When I first got married I noticed that my in-laws had the expectation that I would embody every aspect of their livelihood, take on their deep-rooted issues as my own and become the problem solver, given that I was married to their firstborn son. It was pressure. So my rebuttal for some of their unending requests and lamentations about what was and what could have been (some of which admittedly I thought to be a little on the ridiculous side) was quoting the “leaving and cleaving scripture.” I expected that my husband should simmer down on all the visits and thrusts for me to hang out with his relatives who were now my relatives. To my dismay that never happened. As a matter of fact we were at constant loggerheads with him ranting about how I now carried his last name therefore “when in Rome do as the Romans do”. This was largely to do with the suggestions that were coming from his mother, who too struggled with the notion of releasing her son into a marriage. Things are much different now, with many of these glitches circumvented after appreciation of the following points:

  1. Marriage is an adjustment for not just you and your spouse, but also for the families you come from. As a wife, understand that his mother (siblings and all the rest of them) may also struggle with the idea of no longer having full and direct access to her (their) son (brother, cousin, grandson, uncle etc.). In essence, she (they) now must come through you – and you know how us women are. Honouring them as your new family members, in tandem with their requests is part of God’s design for the marriage and family set up. I know in my case, many of our blessings stem from the very fact that we do what we can to help them without jeopardizing our plans as a couple. It does not however mean that they get a “yes” for every request. There is a need to assess the importance and impact to you as a couple. If it (request or so-called need) causes too much contention between the both of you, perhaps shelve it until you are better placed to discuss it without ill feelings.
  1. Without God as the Head of your union, your relationship or plans for that matter will not stand. There are many issues that I was not confident enough to speak to my husband about right away, but through prayer and supplication, either my husband read my mind and brought the issue up before I had to, or when I did muster the courage to say something, he was all ears and open to understanding my sentiments.
  1. “Cleaving” to you as his wife does not mean his family members are no longer a part of his life. Jimmy Evans proceeds to discuss the Law of Priority as the notion that you become the priority for your husband before your children, your family members, his career, church responsibilities and so on. Remember though that in tandem to point 2 above, GOD should still come first before your husband to you, and to him before you as his wife. Disharmony ensues only in the event that you put GOD on the lower rungs of your priority ladder. GOD must ultimately be the Captain of your marital ship at all times.
  1. Even if you come from similar social settings, you as individuals still came from families with different sets of norms and value systems. Seeking understanding on how your husband was raised will help comprehend why he makes certain decisions concerning your family as well as interactions with other parties.

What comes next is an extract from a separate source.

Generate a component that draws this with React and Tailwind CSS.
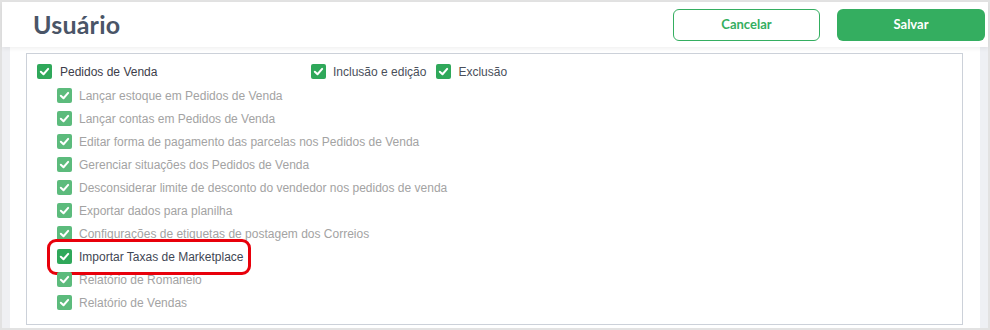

It is here that communication plays a vital role in bridging any divides that may exist. After all you are two people becoming joined as one. A house divided will fall.

It is a remarkable privilege given to us by our HEAVENLY FATHER to be able to enjoy eternal fellowship and co-existence with the one we love. When GOD created Adam and every living creature, HE saw that still Adam was unfulfilled. From Adam’s rib came Eve; WOMAN. The WORD of God gives us all of life’s examples of challenges that can be encountered in marriage, but it easy to twist the word’s meaning to suit our selfish needs. Understanding what GOD says about the whole equation and not part of it, is a sure way to allow peaceful harmony with self and your spouse to prevail in your marital relationship. Leaving and cleaving is all to do with the order in which you prioritise your relationships after exchanging your vows. With that being said…HAPPY LOVING!!